### Collected material:
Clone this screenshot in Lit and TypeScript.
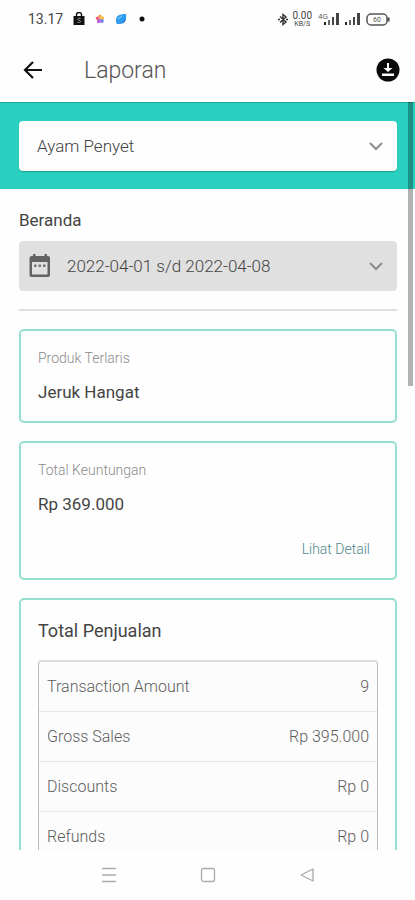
import { LitElement, html, css, svg } from "lit";
import { customElement, property, state } from "lit/decorators.js";

const chevron = html`<svg class="chevron" width="16" height="16" viewBox="0 0 16 16" aria-hidden="true">
  <path d="M2 5l6 6 6-6" fill="none" stroke="#8c8c8c" stroke-width="2" />
</svg>`;

@customElement("status-bar")
export class StatusBar extends LitElement {
  static styles = css`
    :host {
      display: flex;
      flex: none;
      align-items: center;
      justify-content: space-between;
      height: 38px;
      padding: 0 25px 0 28px;
      color: #444;
      font-size: 14px;
    }
    .group {
      display: flex;
      align-items: center;
    }
    .left {
      gap: 10px;
    }
    .right {
      gap: 5px;
    }
    .rate {
      display: flex;
      flex-direction: column;
      align-items: center;
      font-size: 10px;
      line-height: 9px;
    }
    .rate small {
      font-size: 7px;
      line-height: 8px;
    }
  `;

  private bars(tag: string) {
    return html`<svg width="${tag ? 23 : 16}" height="14" viewBox="${tag ? "0 0 23 14" : "7 0 16 14"}" aria-hidden="true">
      ${tag ? svg`<text x="1" y="7" font-size="8" fill="#666">${tag}</text>` : null}
      <rect x="7" y="10" width="2" height="3" fill="#222" />
      <rect x="11" y="8" width="2" height="5" fill="#666" />
      <rect x="15" y="5" width="2" height="8" fill="#444" />
      <rect x="19" y="1" width="3" height="12" fill="#444" />
    </svg>`;
  }

  render() {
    return html`
      <div class="group left">
        <span>13.17</span>
        <svg width="12" height="14" viewBox="0 0 12 14" aria-hidden="true">
          <path d="M3.500 4V2.500a2.500 2 0 0 1 5 0V4" fill="none" stroke="#111" stroke-width="1.400" />
          <path d="M.5 4h11v9H.5z" fill="#111" />
          <path d="M7.600 6.600C6 5.600 4.500 6.400 4.800 7.400c.3 1 2.700.7 2.700 2.100 0 1.200-2 1.300-3.100.4" fill="none" stroke="#999" />
        </svg>
        <svg width="10" height="10" viewBox="0 0 10 10" aria-hidden="true">
          <path d="M5 5L3.200 1.600 5 .5l1.500 1.300z" fill="#f6a13c" />
          <path d="M5 5l1.500-3.200 3 1.400-.8 2.300z" fill="#f7c64b" />
          <path d="M5 5l3.700.5-.5 3.500-2.400-.5z" fill="#6e7be8" />
          <path d="M5 5l.8 3.500L2.500 9.200 2 6.500z" fill="#b45ae0" />
          <path d="M5 5L2 6.500.5 3.500l2.700-1.200z" fill="#ee5a6f" />
        </svg>
        <svg width="12" height="12" viewBox="0 0 12 12" aria-hidden="true">
          <path d="M1 7C1 3 4 1 11 1c.5 3 0 5-1 7-1 2-4 3-8 3-1-1-1-2-1-4z" fill="#2f9cf0" />
          <path d="M2 11l5-1 4-5c0 5-4 6-9 6z" fill="#1b6fd8" />
          <path d="M3 6l4-3" stroke="#8fd2ff" />
        </svg>
        <svg width="10" height="6" viewBox="0 0 10 6" aria-hidden="true"><circle cx="5" cy="3" r="2.500" fill="#111" /></svg>
      </div>
      <div class="group right">
        <svg width="10" height="13" viewBox="0 0 10 13" aria-hidden="true">
          <path d="M2 3.500l6 5.500-3 2.500v-10L8 4 2 9.500M0 6.500h2M8 6.500h2" fill="none" stroke="#333" stroke-width="1.400" />
        </svg>
        <span class="rate"><span>0.00</span><small>KB/S</small></span>
        ${this.bars("4G")} ${this.bars("")}
        <svg width="24" height="13" viewBox="0 0 24 13" aria-hidden="true">
          <rect x="1" y="1" width="20" height="11" rx="4" fill="none" stroke="#555" stroke-width="1.500" />
          <path d="M22.500 4.500v4" stroke="#444" stroke-width="2" />
          <text x="11" y="9" font-size="7" text-anchor="middle" fill="#555">60</text>
        </svg>
      </div>
    `;
  }
}

@customElement("report-card")
export class ReportCard extends LitElement {
  @property() label = "";
  @property() value = "";
  @property() action = "";

  static styles = css`
    :host {
      display: flex;
      flex-direction: column;
      padding: 17px;
      border: 2px solid #95dfd0;
      border-radius: 5px;
    }
    .label {
      margin: 0;
      font-size: 14px;
      line-height: 20px;
      font-weight: 300;
      color: #8a8a8a;
    }
    .value {
      margin: 12px 0 0;
      font-size: 17px;
      line-height: 24px;
      color: #444;
    }
    .action {
      align-self: flex-end;
      margin: 23px 8px 2px 0;
      font-size: 14px;
      line-height: 20px;
      font-weight: 300;
      color: #4f888c;
      text-decoration: none;
    }
  `;

  render() {
    return html`
      <p class="label">${this.label}</p>
      <p class="value">${this.value}</p>
      ${this.action ? html`<a class="action" href="#detail">${this.action}</a>` : null}
    `;
  }
}

@customElement("app-root")
export class AppRoot extends LitElement {
  @state() private sales = [
    ["Transaction Amount", "9"],
    ["Gross Sales", "Rp 395.000"],
    ["Discounts", "Rp 0"],
    ["Refunds", "Rp 0"],
  ];

  static styles = css`
    :host {
      display: flex;
      flex-direction: column;
      height: 100vh;
      background: #fefefe;
      font-family: Roboto, "Liberation Sans", sans-serif;
      color: #444;
    }
    button {
      padding: 0;
      border: 0;
      background: none;
      font: inherit;
      color: inherit;
    }
    svg {
      display: block;
    }
    .bar {
      display: flex;
      flex: none;
      align-items: center;
      height: 64px;
      padding: 0 15px 0 21px;
    }
    .title {
      flex: 1;
      margin: 0 0 0 39px;
      font-size: 23px;
      font-weight: 300;
      color: #555;
    }
    .page {
      position: relative;
      flex: 1;
      min-height: 0;
      overflow: hidden;
    }
    .thumb {
      position: absolute;
      top: 0;
      right: 2px;
      width: 5px;
      height: 38%;
      background: rgba(0, 0, 0, 0.3);
    }
    .outlet {
      padding: 18px 18px 18px 19px;
      background: #2ad0bf;
      border-top: 1px solid #14ab9d;
      box-sizing: border-box;
    }
    .field {
      display: grid;
      align-items: center;
    }
    .field > * {
      grid-area: 1 / 1;
    }
    .field .chevron {
      justify-self: end;
      margin-right: 13px;
      pointer-events: none;
    }
    .select {
      width: 100%;
      height: 50px;
      padding: 0 18px;
      appearance: none;
      border: 0;
      border-radius: 4px;
      background: #fdfdfd;
      box-shadow: 0 1px 1px rgba(0, 0, 0, 0.25);
      font: inherit;
      font-size: 17px;
      font-weight: 300;
      color: #444;
    }
    .body {
      display: flex;
      flex-direction: column;
      gap: 18px;
      padding: 18px 18px 18px 19px;
    }
    .heading {
      margin: 0 0 8px;
      font-size: 17px;
      line-height: 26px;
      font-weight: 400;
    }
    .date {
      display: flex;
      align-items: center;
      width: 100%;
      height: 50px;
      padding: 0 13px 0 9px;
      border-radius: 4px;
      background: #e0e0e0;
      font-size: 17px;
      font-weight: 300;
      color: #444;
    }
    .range {
      flex: 1;
      margin-left: 15px;
      text-align: left;
    }
    .rule {
      width: 100%;
      height: 2px;
      margin: 0;
      border: 0;
      background: #dedede;
    }
    .panel {
      padding: 18px 17px;
      border: 2px solid #95dfd0;
      border-radius: 5px;
    }
    .subtitle {
      margin: 0 0 16px;
      font-size: 18px;
      line-height: 26px;
      font-weight: 400;
    }
    .sales {
      width: 100%;
      border: 1px solid #bbb;
      border-top: 2px solid #ddd;
      border-radius: 4px;
      border-spacing: 0;
      background: #fcfcfc;
      font-size: 16px;
      color: #5c5c5c;
    }
    .sales th,
    .sales td {
      height: 49px;
      padding: 0 8px;
      border-bottom: 1px solid #e6e6e6;
      font-weight: 300;
      text-align: left;
    }
    .sales td {
      text-align: right;
    }
    .nav {
      display: flex;
      flex: none;
      align-items: center;
      justify-content: center;
      gap: 83px;
      height: 50px;
    }
  `;

  render() {
    return html`
      <status-bar></status-bar>
      <header class="bar">
        <button aria-label="Kembali">
          <svg width="24" height="24" viewBox="0 0 24 24">
            <path d="M12 4L4 12l8 8M4 12h17" fill="none" stroke="#111" stroke-width="2.200" />
          </svg>
        </button>
        <h1 class="title">Laporan</h1>
        <button aria-label="Unduh">
          <svg width="24" height="24" viewBox="0 0 24 24">
            <circle cx="12" cy="12" r="11.500" fill="#0a0a0a" />
            <path d="M11 5h2v5h3.500L12 14 7.500 10H11z" fill="#fff" />
            <path d="M6 15.500h12v2.500H6z" fill="#fff" />
          </svg>
        </button>
      </header>
      <main class="page">
        <div class="outlet">
          <div class="field">
            <select class="select" aria-label="Outlet">
              <option>Ayam Penyet</option>
            </select>
            ${chevron}
          </div>
        </div>
        <div class="body">
          <section>
            <h2 class="heading">Beranda</h2>
            <button class="date">
              <svg width="24" height="26" viewBox="0 0 24 26" aria-hidden="true">
                <path
                  fill="#636363"
                  fill-rule="evenodd"
                  d="M5 1h2.500v2h9V1H19v2h1a2 2 0 0 1 2 2v17a2 2 0 0 1-2 2H3.500a2 2 0 0 1-2-2V5a2 2 0 0 1 2-2H5zM4 9v12.500h15.500V9z"
                />
                <path fill="#777" d="M6 11.500h2.500V14H6zM10.500 11.500H13V14h-2.500zM15 11.500h2.500V14H15z" />
              </svg>
              <span class="range">2022-04-01 s/d 2022-04-08</span>
              ${chevron}
            </button>
          </section>
          <hr class="rule" />
          <report-card label="Produk Terlaris" value="Jeruk Hangat"></report-card>
          <report-card label="Total Keuntungan" value="Rp 369.000" action="Lihat Detail"></report-card>
          <section class="panel">
            <h2 class="subtitle">Total Penjualan</h2>
            <table class="sales">
              <tbody>
                ${this.sales.map(
                  ([name, amount]) => html`<tr>
                    <th scope="row">${name}</th>
                    <td>${amount}</td>
                  </tr>`
                )}
              </tbody>
            </table>
          </section>
        </div>
        <div class="thumb"></div>
      </main>
      <nav class="nav">
        <button aria-label="Menu">
          <svg width="16" height="16" viewBox="0 0 16 16">
            <path d="M1 1.500h14M1 8h14M1 14.500h14" stroke="#aaa" stroke-width="1.500" />
          </svg>
        </button>
        <button aria-label="Home">
          <svg width="16" height="16" viewBox="0 0 16 16">
            <rect x="1.500" y="1.500" width="13" height="13" rx="2" fill="none" stroke="#aaa" stroke-width="1.300" />
          </svg>
        </button>
        <button aria-label="Back">
          <svg width="16" height="16" viewBox="0 0 16 16">
            <path d="M14 2v12L2 8z" fill="none" stroke="#aaa" stroke-width="1.300" stroke-linejoin="round" />
          </svg>
        </button>
      </nav>
    `;
  }
}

### Task prompt:
Please repeat exactly the data above from its first line to the line that contains "customElement, property, state", inclusive, and leave every picture out.

### Finished exercise:
Clone this screenshot in Lit and TypeScript.
import { LitElement, html, css, svg } from "lit";
import { customElement, property, state } from "lit/decorators.js";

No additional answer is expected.